Providing 'value' is defined by the Value Equation, comprising four elements: Dream Outcome (what the customer wants), Perceived Likelihood of Achievement (reducing risk), Time Delay (speed to result), and Effort & Sacrifice (ease of achievement). Content and offerings should strive to deliver the desired outcome faster, easier, and with less risk. This framework guides the creation of lead magnets and content that address customer problems effectively.
Offer your best knowledge and 'secrets' for free, but charge for comprehensive implementation support. The free content should be so valuable it could reasonably be sold, thereby building massive goodwill and pre-qualifying potential customers. This strategy increases conversion rates for paid products by demonstrating expertise and building trust.
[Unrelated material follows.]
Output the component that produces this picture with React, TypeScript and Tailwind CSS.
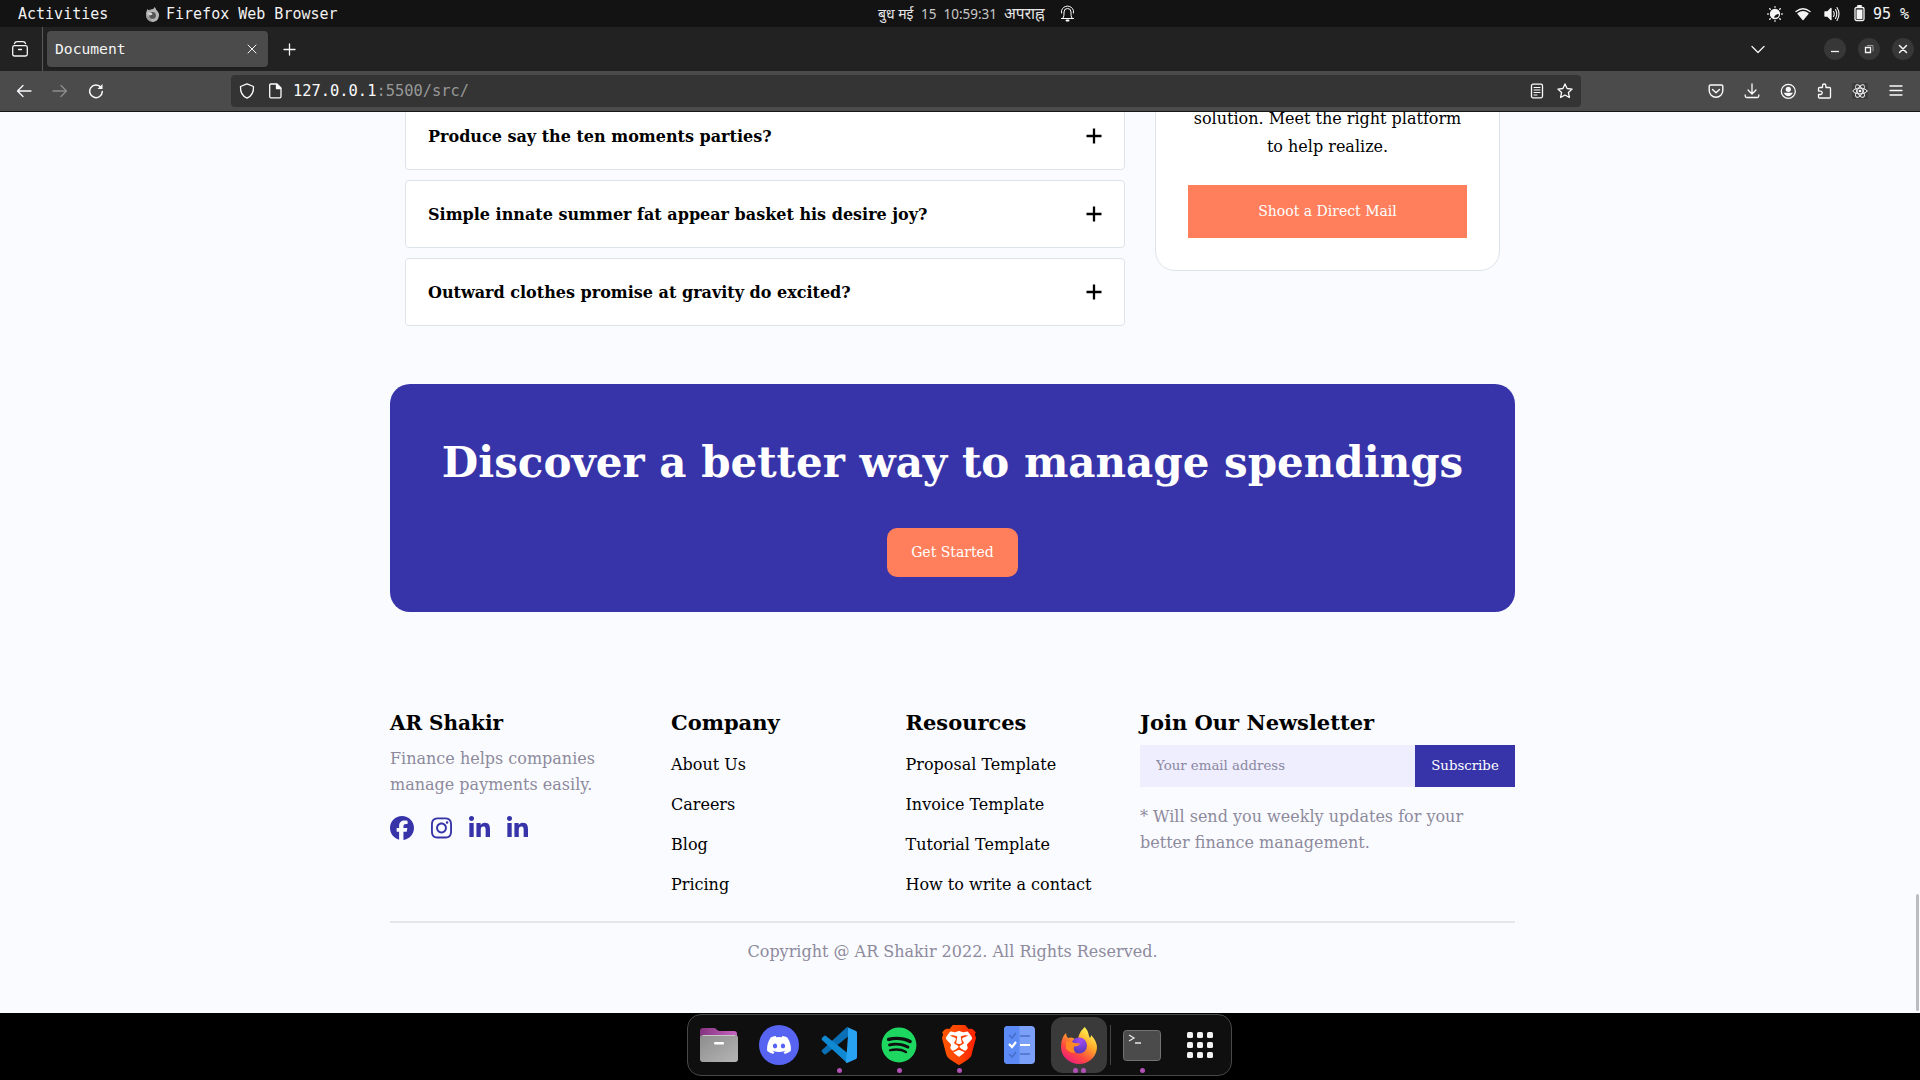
import React from "react";
import { FaFacebook, FaInstagram, FaLinkedinIn, FaDiscord, FaSpotify } from "react-icons/fa6";
import { SiBrave } from "react-icons/si";

const S = ({ w = 16, h = w, vb, children, className = "" }: { w?: number; h?: number; vb?: string; children: React.ReactNode; className?: string }) => (
  <svg width={w} height={h} viewBox={vb ?? `0 0 ${w} ${h}`} fill="none" stroke="currentColor" strokeWidth="1.3" strokeLinecap="round" strokeLinejoin="round" className={`shrink-0 ${className}`}>
    {children}
  </svg>
);

function TopBar() {
  return (
    <div className="flex h-[27px] items-center bg-[#131313] text-[15px] text-[#f2f2f2]">
      <div className="flex w-[877px] items-center pl-[18px] pt-px">
        <span className="w-[127px] font-['DejaVu_Sans_Mono',monospace]">Activities</span>
        <S w={15} vb="0 0 16 16" className="mr-[6px]">
          <circle cx="8" cy="9" r="7" fill="#9a9a9a" stroke="none" />
          <path d="M1 7 2.500 2 5 4.500 8 3 10.500 0 12 3 15 8 13 14 8 16Z" fill="#b5b5b5" stroke="none" />
          <circle cx="8" cy="9" r="3.600" fill="#555" stroke="none" />
          <path d="M3 6 7 6 8 8 5 9Z" fill="#ddd" stroke="none" />
        </S>
        <span className="font-['DejaVu_Sans_Mono',monospace]">Firefox Web Browser</span>
      </div>
      <div className="flex w-[183px] items-baseline whitespace-pre pl-px font-['Noto_Sans','Noto_Sans_Devanagari',sans-serif] text-[14px] text-[#e4e4e4]">
        <span className="w-[43px]">बुध मई</span>
        <span className="w-[83px] text-[13.500px] text-[#c8c8c8]">{"15  10:59:31"}</span>
        <span className="text-[15.500px] leading-5">अपराह्न</span>
      </div>
      <S w={15} h={17} className="text-white">
        <g strokeWidth="1">
          <path d="M3 13c1-1.500 1-3 1-6a3.500 3.500 0 0 1 7 0c0 3 0 4.500 1 6M1.500 13.500h12" />
          <path d="M3.500 2.500Q7.500-.5 11.500 2.500M1.500 8Q1 5 2.500 3.500M13.500 8Q14 5 12.500 3.500" />
        </g>
        <path d="M6.500 15.500h2" strokeWidth="1.800" />
      </S>
      <div className="ml-auto flex items-center pr-[11px] text-[#f5f5f5]">
        <S className="mr-3" w={16}>
          <circle cx="8" cy="8" r="4.500" />
          <path d="M8 3.500a4.500 4.500 0 1 0 4.500 5.500Q8 9 8 3.500Z" fill="currentColor" stroke="none" transform="rotate(90 8 8)" />
          <path d="M8 .7v.6M8 14.700v.6M.7 8h.6M14.700 8h.6M2.700 2.700l.6.6M12.700 12.700l.6.6M2.700 13.300l.6-.6M12.700 3.300l.6-.6" />
        </S>
        <S w={16} h={14} className="mr-[13px]">
          <path d="M1 4.500Q8-1 15 4.500" />
          <path d="M3 6.500Q8 3 13 6.500L8 12.500Z" fill="currentColor" />
        </S>
        <S w={16} className="mr-[14px]">
          <path d="M1 6h2.500L7 2.500v11L3.500 10H1Z" fill="currentColor" />
          <path d="M9.500 5.500Q11 8 9.500 10.500M11.500 3.500Q14 8 11.500 12.500M13 1.500Q17 8 13 14.500" strokeWidth="1.100" />
        </S>
        <S w={11} h={17} className="mr-2">
          <rect x="1" y="2.500" width="9" height="13" rx="1.500" />
          <path d="M4 1h3" strokeWidth="2" />
          <rect x="2.500" y="4.500" width="6" height="9.500" fill="currentColor" stroke="none" />
        </S>
        <span className="pt-px font-['DejaVu_Sans_Mono',monospace]">95 %</span>
      </div>
    </div>
  );
}

function TabStrip() {
  return (
    <div className="flex h-11 items-center bg-[#222222] text-[#f5f5f5]">
      <div className="flex h-full w-[43px] items-center border-r border-[#585858] pl-3">
        <S w={16}>
          <rect x=".7" y="4.700" width="14.600" height="10.300" rx="1.800" />
          <path d="M2.500 2.700Q3 .7 5 .7h6q2 0 2.500 2M6.500 8.500h3" />
        </S>
      </div>
      <div className="ml-1 flex h-9 w-[221px] items-center justify-between rounded bg-[#4b4b4b] pl-2 pr-[11px] shadow">
        <span className="font-['DejaVu_Sans_Mono',monospace] text-[14.667px]">Document</span>
        <S w={10}><path d="M1 1l8 8M9 1l-8 8" strokeWidth="1" /></S>
      </div>
      <S w={13} className="ml-[15px]"><path d="M6.500 1v11M1 6.500h11" /></S>
      <S w={14} h={9} className="ml-auto"><path d="M1 1.500l6 6 6-6" /></S>
      <div className="ml-[59px] mr-[6px] flex gap-3">
        <span className="flex size-[22px] items-center justify-center rounded-full bg-[#373737]"><S w={10}><path d="M1 7.500h8" strokeLinecap="butt" /></S></span>
        <span className="flex size-[22px] items-center justify-center rounded-full bg-[#373737]"><S w={10}><path d="M1.500 3.500h5v5h-5Z" strokeLinejoin="miter" /><path d="M3.500 1.500h5.500V7" stroke="#999" strokeWidth="1" /></S></span>
        <span className="flex size-[22px] items-center justify-center rounded-full bg-[#373737]"><S w={10}><path d="M1.500 1.500l7 7M8.500 1.500l-7 7" strokeWidth="1.500" /></S></span>
      </div>
    </div>
  );
}

function Toolbar() {
  return (
    <div className="flex h-[41px] items-center border-b border-[#161616] bg-[#4b4b4b] text-[#fbfbfe]">
      <S className="ml-4"><path d="M15 8H1.500M7 2.500 1.500 8 7 13.500" /></S>
      <S className="ml-5 text-[#8d8d8d]"><path d="M1 8h13.500M9 2.500 14.500 8 9 13.500" /></S>
      <S className="ml-5"><path d="M13 4.500A6.300 6.300 0 1 0 14.300 8.500" strokeWidth="1.500" /><path d="M14.500 1v5h-5Z" fill="currentColor" stroke="none" /></S>
      <div className="ml-[127px] flex h-8 w-[1350px] items-center rounded bg-[#343434] pl-2 pr-2">
        <S><path d="M8 .9 14.500 3.500Q15 12 8 15.200Q1 12 1.500 3.500Z" /></S>
        <S className="ml-[12px]"><path d="M4 1h6l4 4v8.500q0 1.300-1.300 1.300H4q-1.300 0-1.300-1.300V2.300Q2.700 1 4 1Z" /><path d="M9.500 1.500v4h4Z" fill="currentColor" /></S>
        <span className="ml-[10px] pt-px font-['DejaVu_Sans_Mono',monospace] text-[15.400px] text-[#989898]"><span className="text-[#fbfbfe]">127.0.0.1</span>:5500/src/</span>
        <S className="ml-auto"><rect x="2.500" y="1.200" width="11" height="13.600" rx="1.500" /><path d="M5 4.500h6M5 7h6M5 9.500h6M5 12h3" strokeWidth="1" /></S>
        <S className="ml-3"><path d="M8 .9l2.100 4.600 5 .6-3.700 3.400 1 5L8 12l-4.400 2.500 1-5L.9 6.100l5-.6Z" /></S>
      </div>
      <div className="ml-auto mr-4 flex gap-5">
        <S><path d="M2.500 2h11q1.300 0 1.300 1.300V7.500a6.800 6.800 0 0 1-13.600 0V3.300Q1.200 2 2.500 2ZM4.500 6.500 8 9.800l3.500-3.300" strokeWidth="1.400" /></S>
        <S><path d="M8 .8v10M4 7l4 4 4-4M1.200 12v1q0 1.500 1.500 1.500h10.600q1.500 0 1.500-1.500v-1" /></S>
        <S><circle cx="8.300" cy="8.300" r="7" /><circle cx="8.300" cy="6.300" r="2.600" fill="currentColor" stroke="none" /><path d="M3.800 9.800h9Q11.300 13.200 8.300 13.200T3.800 9.800Z" fill="currentColor" stroke="none" /></S>
        <S><path d="M2.500 6.500V5.500q0-1 1-1h3V2.700a1.700 1.700 0 0 1 3.400 0V4.500H13.500q1 0 1 1v8.500q0 1-1 1H3.500q-1 0-1-1v-2.500h2a1.700 1.700 0 0 0 0-3.400H2.500Z" /></S>
        <span className="size-4 bg-[#3d3d3d]"><S><g strokeWidth=".9"><ellipse cx="8" cy="8" rx="7" ry="2.800" /><ellipse cx="8" cy="8" rx="7" ry="2.800" transform="rotate(60 8 8)" /><ellipse cx="8" cy="8" rx="7" ry="2.800" transform="rotate(120 8 8)" /></g><circle cx="8" cy="8" r="1.300" fill="currentColor" stroke="none" /></S></span>
        <S><path d="M2 3h12M2 7.500h12M2 12h12" /></S>
      </div>
    </div>
  );
}

const questions = ["Produce say the ten moments parties?", "Simple innate summer fat appear basket his desire joy?", "Outward clothes promise at gravity do excited?"];

function Faq() {
  return (
    <section className="flex h-[258px] items-end gap-[30px] pl-[15px]">
      <div className="mb-[44px] flex w-[720px] flex-col gap-[10px]">
        {questions.map((q) => (
          <div key={q} className="flex h-[68px] shrink-0 items-center justify-between rounded border border-[#dce4ea] bg-white px-[22px]">
            <span className="pt-0.5 font-bold">{q}</span>
            <S w={16} className="-mt-px text-black"><path d="M8 .5v15M.5 8h15" strokeWidth="2.300" strokeLinecap="butt" /></S>
          </div>
        ))}
      </div>
      <div className="mb-[99px] flex h-[230px] w-[345px] flex-col justify-end rounded-[20px] border border-[#dce4ea] bg-white px-8 pb-8 text-center">
        <p className="mb-6 leading-7">solution. Meet the right platform<br />to help realize.</p>
        <button className="h-[53px] shrink-0 bg-[#ff7f5c] text-[14px] text-white">Shoot a Direct Mail</button>
      </div>
    </section>
  );
}

function Column({ title, items, width }: { title: string; items: string[]; width: string }) {
  return (
    <div className={width}>
      <h3 className="text-[21px] font-bold leading-[30px]">{title}</h3>
      <ul className="mt-[7px] leading-10">
        {items.map((i) => <li key={i} className="h-10">{i}</li>)}
      </ul>
    </div>
  );
}

function Footer() {
  return (
    <footer className="mt-[96px] leading-[26px]">
      <div className="flex h-[215px] border-b-2 border-[#e5e6ea]">
        <div className="w-[281px]">
          <h3 className="text-[20px] font-bold leading-[30px]">AR Shakir</h3>
          <p className="mt-[8px] text-[#8d8a9c]">Finance helps companies<br />manage payments easily.</p>
          <div className="mt-[18px] flex gap-[17px] text-2xl text-[#3734a9]">
            <FaFacebook />
            <FaInstagram className="w-[21px]" />
            <FaLinkedinIn className="w-[21px]" />
            <FaLinkedinIn className="w-[21px]" />
          </div>
        </div>
        <Column width="w-[234.500px]" title="Company" items={["About Us", "Careers", "Blog", "Pricing"]} />
        <Column width="w-[234.500px]" title="Resources" items={["Proposal Template", "Invoice Template", "Tutorial Template", "How to write a contact"]} />
        <div className="w-[375px]">
          <h3 className="text-[21px] font-bold leading-[30px]">Join Our Newsletter</h3>
          <div className="mt-[7px] flex h-[42px] text-[13.333px]">
            <input placeholder="Your email address" className="w-[275px] bg-[#efeefe] px-4 placeholder:text-[#8a87a0]" />
            <button className="w-[100px] bg-[#3734a9] text-white">Subscribe</button>
          </div>
          <p className="mt-[17px] text-[#8d8a9c]">* Will send you weekly updates for your<br />better finance management.</p>
        </div>
      </div>
      <p className="mt-4 text-center text-[#8d8a9c]">Copyright @ AR Shakir 2022. All Rights Reserved.</p>
    </footer>
  );
}

function VsCode() {
  return (
    <svg width="36" height="36" viewBox="0 0 36 36">
      <path d="M26 0 1 23q-1 1 0 2l2 2q1 1 2 0L29 8Z" fill="#0b6fb5" />
      <path d="M26 36 1 13q-1-1 0-2l2-2q1-1 2 0l24 19Z" fill="#1089d3" />
      <path d="M26 0l9 4q1 .5 1 2v24q0 1.500-1 2l-9 4q-1 0-1-1L27 9V2Z" fill="#27a3f2" />
    </svg>
  );
}

function Firefox() {
  return (
    <svg width="36" height="37" viewBox="0 0 36 37">
      <defs>
        <linearGradient id="fx" x1=".85" y1="0" x2=".2" y2="1"><stop offset=".1" stopColor="#fff04f" /><stop offset=".4" stopColor="#ffa72a" /><stop offset=".7" stopColor="#ff4a3f" /><stop offset="1" stopColor="#e81586" /></linearGradient>
        <radialGradient id="fp" cx=".6" cy=".2" r=".8"><stop stopColor="#a64bf0" /><stop offset="1" stopColor="#5239b8" /></radialGradient>
      </defs>
      <path d="M2 10q1-2 3-4 0 3 2 5 3-1 5 0 3 2 5 1 1-5 3-8Q22 2 23.500 0q3.500 3 4.500 9l1 2q1-1 1-3 6 6 6 13C35 31 27 37 18 37S0 30 0 20Q0 14 2 10Z" fill="url(#fx)" />
      <circle cx="18" cy="18.500" r="8" fill="url(#fp)" />
      <path d="M5 15q4-2 8 1 4 0 6 .5-1 3-6 3-1 4 2 6-7 1-10-4Z" fill="#ff8a24" />
    </svg>
  );
}

function Dock() {
  const cell = "relative flex h-[60px] w-[60px] shrink-0 items-center justify-center";
  const dot = <i className="absolute bottom-[2px] left-[28px] size-[5px] rounded-full bg-[#b252b5]" />;
  return (
    <div className="flex h-[67px] justify-center bg-black">
      <div className="mr-[1px] mt-[1px] flex h-[62px] w-[545px] rounded-[14px] border border-[#484848] bg-[#0f0f0f]">
        <div className={`${cell} ml-[1px]`}>
          <svg width="38" height="34" viewBox="0 0 38 34">
            <defs>
              <linearGradient id="fg" x1="0" y1="0" x2="1" y2="1"><stop stopColor="#8d8d8d" /><stop offset="1" stopColor="#b5b5b5" /></linearGradient>
              <linearGradient id="fm"><stop stopColor="#84337f" /><stop offset="1" stopColor="#c766c1" /></linearGradient>
            </defs>
            <path d="M0 10V3q0-3 3-3h11q2 0 3 2l2 1h15q3 0 3 3v6Z" fill="url(#fm)" />
            <rect y="7" width="38" height="27" rx="3" fill="url(#fg)" /><path d="M3 7.500h32" stroke="#c8c8c8" />
            <rect x="14" y="14" width="10" height="2.500" rx="1" fill="#fff" />
          </svg>
        </div>
        <div className={cell}><span className="flex size-10 items-center justify-center rounded-full bg-[#5764f2]"><FaDiscord className="size-[26px] text-white" /></span></div>
        <div className={cell}><VsCode />{dot}</div>
        <div className={cell}><FaSpotify className="size-[36px] text-[#1ed760]" />{dot}</div>
        <div className={cell}>
          <div className="grid place-items-center">
            <svg width="40" height="40" viewBox="0 0 24 24" className="col-start-1 row-start-1">
              <defs><linearGradient id="br"><stop stopColor="#ff5601" /><stop offset=".5" stopColor="#ff4500" /><stop offset="1" stopColor="#ff1f01" /></linearGradient></defs>
              <path d="M6 3h12l2.500 4-2 8-6.500 6-6.500-6-2-8Z" fill="#fff" />
            </svg>
            <SiBrave size={40} className="col-start-1 row-start-1" style={{ fill: "url(#br)" }} />
          </div>
          {dot}
        </div>
        <div className={cell}>
          <svg width="31" height="38" viewBox="0 0 31 38" fill="none" className="rounded-[4px]">
            <path d="M0 0H31V38H0Z" fill="#7ba0f7" /><path d="M0 0H15.500V38H0Z" fill="#5c8bf5" />
            <path d="M5 9l3 3 4-5M5 28l3 3 4-5M16 10h10M16 28h10" stroke="#4770cc" strokeWidth="1.700" />
            <path d="M5 18l3 3 4-5M16 19h10" stroke="#fff" strokeWidth="2.200" />
          </svg>
        </div>
        <div className="relative ml-[2px] mt-[2px] flex h-[56px] w-[56px] shrink-0 items-center justify-center rounded-xl bg-[#3a3a3a]">
          <Firefox />
          <i className="absolute bottom-0 left-[22px] size-[5px] rounded-full bg-[#b252b5]" />
          <i className="absolute bottom-0 left-[29.500px] size-[5px] rounded-full bg-[#b252b5]" />
        </div>
        <div className="ml-[3px] mt-[10px] h-10 w-px bg-[#444]" />
        <div className={`${cell} ml-px`}>
          <svg width="38" height="31" viewBox="0 0 38 31" fill="none">
            <rect x=".5" y=".5" width="37" height="30" rx="3" fill="#4b4b4b" stroke="#737373" />
            <path d="M6 5l5 3-5 3M12 13h6" stroke="#e8e8e8" strokeWidth="1.300" />
          </svg>
          {dot}
        </div>
        <div className="flex h-[60px] w-[56px] items-center justify-center">
          <div className="grid grid-cols-3 gap-1">
            {Array.from({ length: 9 }, (_, i) => <i key={i} className="size-[6px] rounded-[1.500px] bg-[#f2f2f2]" />)}
          </div>
        </div>
      </div>
    </div>
  );
}

export default function App() {
  return (
    <div className="flex h-[1080px] w-[1920px] flex-col overflow-hidden">
      <TopBar />
      <TabStrip />
      <Toolbar />
      <main className="relative h-[901px] overflow-hidden bg-[#fafbff] pl-[390px] font-['DejaVu_Serif',serif] text-[16px] text-black">
        <div className="w-[1125px]">
          <Faq />
          <section className="mt-[14px] flex h-[228px] flex-col items-center rounded-[20px] bg-[#3734a9] text-white">
            <h2 className="mt-[47px] whitespace-nowrap text-[42px] font-bold leading-[63px]">Discover a better way to manage spendings</h2>
            <button className="mt-[34px] h-[49px] w-[131px] rounded-[10px] bg-[#ff7f5c] text-[14px]">Get Started</button>
          </section>
          <Footer />
        </div>
        <div className="absolute bottom-[2px] right-px h-[117px] w-[3px] rounded bg-[#bbbcbe]" />
      </main>
      <Dock />
    </div>
  );
}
It also serves to enhance your reputation amongst the majority who consume free content but do not purchase.
The belief that certain advertising channels 'don't work' is a misconception; all advertising can work if executed efficiently and profitably. The key is to optimize your business from back to front, ensuring a high LTV allows for greater CAC. Understanding Eugene Schwarz's five levels of awareness (unaware, problem-aware, solution-aware, product-aware, most-aware) helps tailor ads to different audience segments. Scaling successfully often means adapting ads to reach more unaware audiences, necessitating more sophisticated campaigns.
Entrepreneurs often feel they've exhausted all their ideas for content, but audiences benefit more from reminders than constant new teachings. Your audience changes, and older content becomes new to recent followers. Repurpose main concepts across different formats, mediums, and contexts. Share 'your news'—new stories and experiences that illustrate core principles. This approach keeps content fresh for an evolving audience without demanding entirely novel ideas continuously, much like how news stories repeat with different names.